Recorded data:
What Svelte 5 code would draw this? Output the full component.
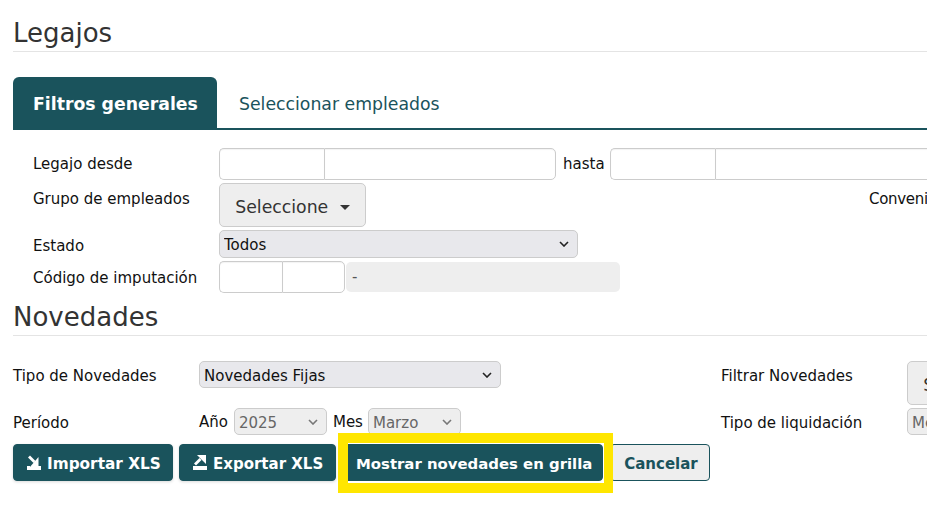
<script>
  // Chevron drawn on the selects, the native one is too big here
  const chevron = (color) =>
    `url("data:image/svg+xml,%3Csvg xmlns='http://www.w3.org/2000/svg' width='10' height='6'%3E%3Cpath d='M1 1l4 4 4-4' fill='none' stroke='${color}' stroke-width='1.6'/%3E%3C/svg%3E")`;
</script>

<div class="page" style="--chevron: {chevron('%23222')}; --chevron-off: {chevron('%23777')}">
  <h1>Legajos</h1>

  <div class="tabs">
    <div class="tab active">Filtros generales</div>
    <div class="tab">Seleccionar empleados</div>
  </div>

  <div class="filters">
    <label for="legajo-desde">Legajo desde</label>
    <div class="row">
      <div class="group">
        <input id="legajo-desde" class="code" />
        <input class="name" />
      </div>
      <span class="hasta">hasta</span>
      <div class="group">
        <input class="code" />
        <input class="name wide" />
      </div>
    </div>

    <span class="lbl top">Grupo de empleados</span>
    <div class="row split">
      <button class="dropdown">Seleccione <span class="caret"></span></button>
      <span class="convenio">Convenio</span>
    </div>

    <label for="estado">Estado</label>
    <select id="estado" class="select estado">
      <option>Todos</option>
    </select>

    <label for="imputacion" class="imputacion">Código de imputación</label>
    <div class="row">
      <div class="group small">
        <input id="imputacion" class="code" />
        <input class="name" />
      </div>
      <div class="readonly">-</div>
    </div>
  </div>

  <h1 class="second">Novedades</h1>

  <div class="novedades">
    <label for="tipo" class="mid">Tipo de Novedades</label>
    <select id="tipo" class="select tipo">
      <option>Novedades Fijas</option>
    </select>
    <span class="lbl mid">Filtrar Novedades</span>
    <button class="dropdown">Seleccione <span class="caret"></span></button>

    <span class="lbl period">Período</span>
    <div class="row periodo">
      <span>Año</span>
      <select class="select disabled year" disabled><option>2025</option></select>
      <span>Mes</span>
      <select class="select disabled month" disabled><option>Marzo</option></select>
    </div>
    <span class="lbl period">Tipo de liquidación</span>
    <select class="select disabled liquidacion" disabled><option>Mensual</option></select>
  </div>

  <div class="actions">
    <button class="btn primary import">
      <svg viewBox="0 0 14 15" width="14" height="15" aria-hidden="true">
        <path d="M0 11h3v1h8v-1h3v4H0z" fill="currentColor" />
        <path d="M2 1.5l5.5 5.5" stroke="currentColor" stroke-width="2.8" fill="none" />
        <path d="M11.5 2v10.5h-9z" fill="currentColor" />
      </svg>
      Importar XLS
    </button>
    <button class="btn primary export">
      <svg viewBox="0 0 14 15" width="14" height="15" aria-hidden="true">
        <path d="M0 11h14v4H0z" fill="currentColor" />
        <path d="M2 9.5l5.5-5.5" stroke="currentColor" stroke-width="2.8" fill="none" />
        <path d="M13 0v9L4 0z" fill="currentColor" />
      </svg>
      Exportar XLS
    </button>
    <div class="highlight">
      <button class="btn primary show">Mostrar novedades en grilla</button>
    </div>
    <button class="btn cancel">Cancelar</button>
  </div>
</div>

<style>
  :global(body) {
    overflow: hidden;
    background: #fff;
  }

  .page {
    width: 1400px;
    height: 517px;
    overflow: hidden;
    box-sizing: border-box;
    padding: 14px 0 0 13px;
    font-family: "DejaVu Sans", Verdana, sans-serif;
    font-size: 15px;
    color: #111;
  }

  h1 {
    margin: 0;
    height: 37px;
    font-size: 26px;
    font-weight: 400;
    line-height: 38px;
    color: #333;
    border-bottom: 1px solid #e4e4e4;
  }
  h1.second {
    margin-top: 5px;
  }

  /* Tabs */
  .tabs {
    display: flex;
    margin-top: 25px;
    height: 53px;
    box-sizing: border-box;
    border-bottom: 2px solid #1a535c;
  }
  .tab {
    padding: 0 22px;
    line-height: 54px;
    font-size: 17.3px;
    color: #1a535c;
    white-space: nowrap;
  }
  .tab.active {
    height: 53px;
    width: 204px;
    box-sizing: border-box;
    padding: 0 0 0 20px;
    background: #1a535c;
    color: #fff;
    font-weight: 700;
    border-radius: 6px 6px 0 0;
  }

  /* Filter form */
  .filters {
    display: grid;
    grid-template-columns: 186px 1fr;
    grid-template-rows: 32px 44px 28px 32px;
    row-gap: 3px;
    margin-top: 18px;
    padding-left: 20px;
    align-items: start;
  }
  label, .lbl {
    line-height: 20px;
    padding-top: 6px;
  }
  .imputacion {
    padding-top: 7px;
  }
  .row {
    display: flex;
    align-items: center;
  }
  .split {
    width: 1100px;
    align-items: flex-start;
  }
  .convenio {
    margin-left: 503px;
    letter-spacing: -0.3px;
    line-height: 20px;
    padding-top: 6px;
  }

  .group {
    display: flex;
    height: 32px;
  }
  .group input {
    box-sizing: border-box;
    height: 32px;
    margin: 0;
    padding: 0;
    border: 1px solid #ccc;
    background: #fff;
    box-shadow: inset 0 1px 1px rgba(0, 0, 0, 0.05);
    outline: none;
  }
  .code {
    width: 105px;
    border-radius: 5px 0 0 5px;
    border-right: none !important;
  }
  .name {
    width: 232px;
    border-radius: 0 5px 5px 0;
  }
  .name.wide {
    width: 420px;
  }
  .small .code {
    width: 63px;
  }
  .small .name {
    width: 63px;
  }
  .hasta {
    margin: 0 5px 0 7px;
  }

  .dropdown {
    box-sizing: border-box;
    width: 147px;
    height: 44px;
    padding: 3px 0 0;
    border: 1px solid #ccc;
    border-radius: 5px;
    background: #eee;
    color: #333;
    font-family: inherit;
    font-size: 17.3px;
  }
  .caret {
    display: inline-block;
    margin-left: 6px;
    vertical-align: 3px;
    border: 5px solid transparent;
    border-top-color: #333;
    border-bottom: none;
  }

  .select {
    appearance: none;
    box-sizing: border-box;
    height: 28px;
    margin: 0;
    padding: 2px 0 0 4px;
    border: 1px solid #ccc;
    border-radius: 5px;
    background: #e8e8ec var(--chevron) no-repeat right 8px center;
    color: #111;
    font-family: inherit;
    font-size: 15px;
  }
  .estado {
    width: 359px;
  }
  .readonly {
    box-sizing: border-box;
    width: 274px;
    height: 30px;
    margin-left: 1px;
    padding: 6px 0 0 6px;
    border-radius: 5px;
    background: #eee;
    color: #555;
    font-size: 15px;
  }

  /* Novedades form */
  .novedades {
    display: grid;
    grid-template-columns: 186px 522px 186px 1fr;
    grid-template-rows: 44px 27px;
    row-gap: 3px;
    margin-top: 25px;
    align-items: start;
  }
  .mid {
    padding-top: 5px;
  }
  .period {
    padding-top: 5px;
  }
  .tipo {
    width: 302px;
    height: 27px;
  }
  .periodo {
    gap: 6px;
  }
  .disabled {
    height: 27px;
    background-color: #eee;
    background-image: var(--chevron-off);
    color: #666;
    opacity: 1;
  }
  .year, .month {
    width: 93px;
  }
  .month {
    margin-left: -1px;
  }
  .liquidacion {
    width: 200px;
  }

  /* Action buttons */
  .actions {
    display: flex;
    align-items: flex-start;
    margin-top: 9px;
  }
  .btn {
    box-sizing: border-box;
    display: flex;
    align-items: center;
    gap: 6px;
    height: 37px;
    padding: 2px 13px 0;
    border: 1px solid #1a535c;
    border-radius: 4px;
    font-family: inherit;
    font-size: 15px;
    font-weight: 700;
    white-space: nowrap;
  }
  .btn svg {
    margin-top: -2px;
    flex: none;
  }
  .primary {
    background: #1a535c;
    color: #fff;
    box-shadow: 0 1px 3px rgba(0, 0, 0, 0.15);
  }
  .import {
    width: 160px;
    font-size: 15.3px;
  }
  .export {
    width: 157px;
    margin-left: 6px;
  }
  .show {
    width: 261px;
    font-size: 14.9px;
    box-shadow: 0 0 0 1px #fff, 0 2px 0 #fff;
  }
  .cancel {
    width: 100px;
    margin-left: 7px;
    background: #eee;
    color: #1a535c;
    justify-content: center;
    padding: 2px 0 0 2px;
  }

  /* Yellow annotation round the main button */
  .highlight {
    position: relative;
    margin-left: 6px;
  }
  .highlight::after {
    content: "";
    position: absolute;
    inset: -11px -10px -12px -4px;
    border: solid #ffe600;
    border-width: 10px 9px 10px 10px;
    pointer-events: none;
  }
</style>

Exercise directions: Nothing but a number is needed here: how many lines hold the string "code"?

Full solution: 6